When the race started awarding prize money in 1986, Ratti fought to make sure women were given the same amounts as men, the BAA said.
“The real force of her nature was the employment of high standards and commitment to excellence,” Tom Grilk, BAA president and CEO, said in a statement. “With Gloria, it was this very strong personal commitment to excellence, to getting things done the best they can be and the way that they ought to be done.”
Outside the marathon, Ratti spent more than four decades in a career with the CIA, traveling the world and rising to the position of chief clerk, the BAA said. After retiring from the CIA in 1993, she joined the marathon full-time and later became the BAA's historian, archivist, vice president and secretary of its board of governors.
On race days, she was an energetic force who could be found making sure things went smoothly from start to finish.
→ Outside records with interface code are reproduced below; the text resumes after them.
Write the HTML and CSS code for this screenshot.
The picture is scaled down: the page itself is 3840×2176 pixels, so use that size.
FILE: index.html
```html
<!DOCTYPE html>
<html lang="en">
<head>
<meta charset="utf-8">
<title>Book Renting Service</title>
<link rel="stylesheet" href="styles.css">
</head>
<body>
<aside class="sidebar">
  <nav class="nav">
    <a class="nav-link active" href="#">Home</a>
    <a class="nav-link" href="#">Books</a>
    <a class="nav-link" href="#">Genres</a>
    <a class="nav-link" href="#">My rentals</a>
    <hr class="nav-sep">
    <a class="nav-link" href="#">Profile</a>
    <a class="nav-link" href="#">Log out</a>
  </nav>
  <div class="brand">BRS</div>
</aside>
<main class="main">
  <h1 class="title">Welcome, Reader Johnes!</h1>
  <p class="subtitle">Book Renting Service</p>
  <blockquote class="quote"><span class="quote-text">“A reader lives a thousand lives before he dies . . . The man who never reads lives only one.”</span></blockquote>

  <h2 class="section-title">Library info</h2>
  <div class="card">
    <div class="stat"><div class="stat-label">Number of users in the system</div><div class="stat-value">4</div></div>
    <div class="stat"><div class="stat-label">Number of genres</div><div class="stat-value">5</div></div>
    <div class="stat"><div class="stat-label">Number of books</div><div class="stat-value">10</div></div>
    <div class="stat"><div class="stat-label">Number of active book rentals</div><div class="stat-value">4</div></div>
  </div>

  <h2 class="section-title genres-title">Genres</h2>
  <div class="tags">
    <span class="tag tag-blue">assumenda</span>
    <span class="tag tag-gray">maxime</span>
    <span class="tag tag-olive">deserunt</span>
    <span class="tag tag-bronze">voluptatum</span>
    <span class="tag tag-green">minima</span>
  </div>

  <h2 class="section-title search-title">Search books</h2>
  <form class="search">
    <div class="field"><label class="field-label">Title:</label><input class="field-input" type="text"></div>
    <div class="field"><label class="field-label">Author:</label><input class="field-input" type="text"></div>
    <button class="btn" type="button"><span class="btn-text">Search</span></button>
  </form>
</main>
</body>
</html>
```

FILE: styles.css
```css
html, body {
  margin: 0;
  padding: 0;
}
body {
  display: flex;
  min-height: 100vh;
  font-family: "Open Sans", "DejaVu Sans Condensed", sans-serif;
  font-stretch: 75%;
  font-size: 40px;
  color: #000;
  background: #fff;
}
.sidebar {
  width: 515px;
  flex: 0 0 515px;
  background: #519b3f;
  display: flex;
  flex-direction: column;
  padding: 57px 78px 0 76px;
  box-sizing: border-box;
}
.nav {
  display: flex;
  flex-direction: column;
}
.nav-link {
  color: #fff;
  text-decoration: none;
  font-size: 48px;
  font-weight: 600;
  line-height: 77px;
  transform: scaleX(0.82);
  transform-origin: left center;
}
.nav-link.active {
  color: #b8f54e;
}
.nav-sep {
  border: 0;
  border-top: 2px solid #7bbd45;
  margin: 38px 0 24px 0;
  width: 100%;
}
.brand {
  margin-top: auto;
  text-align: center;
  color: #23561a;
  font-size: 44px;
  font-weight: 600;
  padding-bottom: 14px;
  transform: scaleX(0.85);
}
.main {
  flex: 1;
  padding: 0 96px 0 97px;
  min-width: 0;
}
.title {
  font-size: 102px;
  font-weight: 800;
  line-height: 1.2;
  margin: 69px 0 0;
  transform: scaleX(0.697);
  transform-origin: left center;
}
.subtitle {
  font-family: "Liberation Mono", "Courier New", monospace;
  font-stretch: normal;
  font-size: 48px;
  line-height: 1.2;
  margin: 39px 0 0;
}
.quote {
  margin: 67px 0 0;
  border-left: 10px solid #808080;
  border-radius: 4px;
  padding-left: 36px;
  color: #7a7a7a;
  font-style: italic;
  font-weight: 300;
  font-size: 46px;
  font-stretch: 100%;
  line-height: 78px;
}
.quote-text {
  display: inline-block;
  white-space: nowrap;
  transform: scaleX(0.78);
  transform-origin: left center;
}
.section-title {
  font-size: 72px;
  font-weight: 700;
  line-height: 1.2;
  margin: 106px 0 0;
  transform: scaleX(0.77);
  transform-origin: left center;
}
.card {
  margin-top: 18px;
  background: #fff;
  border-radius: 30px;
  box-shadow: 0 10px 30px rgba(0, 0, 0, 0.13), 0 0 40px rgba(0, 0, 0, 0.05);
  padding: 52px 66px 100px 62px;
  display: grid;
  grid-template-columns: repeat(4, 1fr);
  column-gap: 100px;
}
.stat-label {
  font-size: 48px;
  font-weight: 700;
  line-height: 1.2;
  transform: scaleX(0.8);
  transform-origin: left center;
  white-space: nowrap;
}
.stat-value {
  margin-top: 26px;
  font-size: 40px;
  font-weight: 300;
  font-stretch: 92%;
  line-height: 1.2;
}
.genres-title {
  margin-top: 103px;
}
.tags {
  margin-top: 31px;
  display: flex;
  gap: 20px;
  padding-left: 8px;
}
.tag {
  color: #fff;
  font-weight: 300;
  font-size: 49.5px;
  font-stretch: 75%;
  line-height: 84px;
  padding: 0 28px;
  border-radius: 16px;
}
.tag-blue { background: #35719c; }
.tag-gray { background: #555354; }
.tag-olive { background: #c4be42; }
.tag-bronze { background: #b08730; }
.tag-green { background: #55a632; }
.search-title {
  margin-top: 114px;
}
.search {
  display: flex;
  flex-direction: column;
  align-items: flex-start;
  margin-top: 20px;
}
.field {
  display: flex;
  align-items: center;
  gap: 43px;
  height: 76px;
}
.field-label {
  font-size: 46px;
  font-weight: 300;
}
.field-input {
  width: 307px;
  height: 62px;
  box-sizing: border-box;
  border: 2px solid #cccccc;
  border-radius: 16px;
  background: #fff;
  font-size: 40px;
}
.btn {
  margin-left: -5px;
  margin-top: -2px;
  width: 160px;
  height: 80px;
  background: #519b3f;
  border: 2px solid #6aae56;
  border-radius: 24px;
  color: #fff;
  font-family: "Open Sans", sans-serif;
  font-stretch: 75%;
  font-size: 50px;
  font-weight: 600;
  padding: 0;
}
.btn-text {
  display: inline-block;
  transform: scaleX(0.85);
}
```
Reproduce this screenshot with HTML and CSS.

She would escort dignitaries around the starting area in Hopkinton and then make sure politicians knew the right way to place the traditional olive wreath on the champions' heads, according to the race organization.
“Gloria may not have been an athlete, but she had terrific stamina especially during race week,” said Joann Flaminio, who was the first female president of the BAA, in a statement. “She was the first to arrive and last to leave at each and every event.”
The BAA says Ratti, who was predeceased by her husband, died surrounded by family.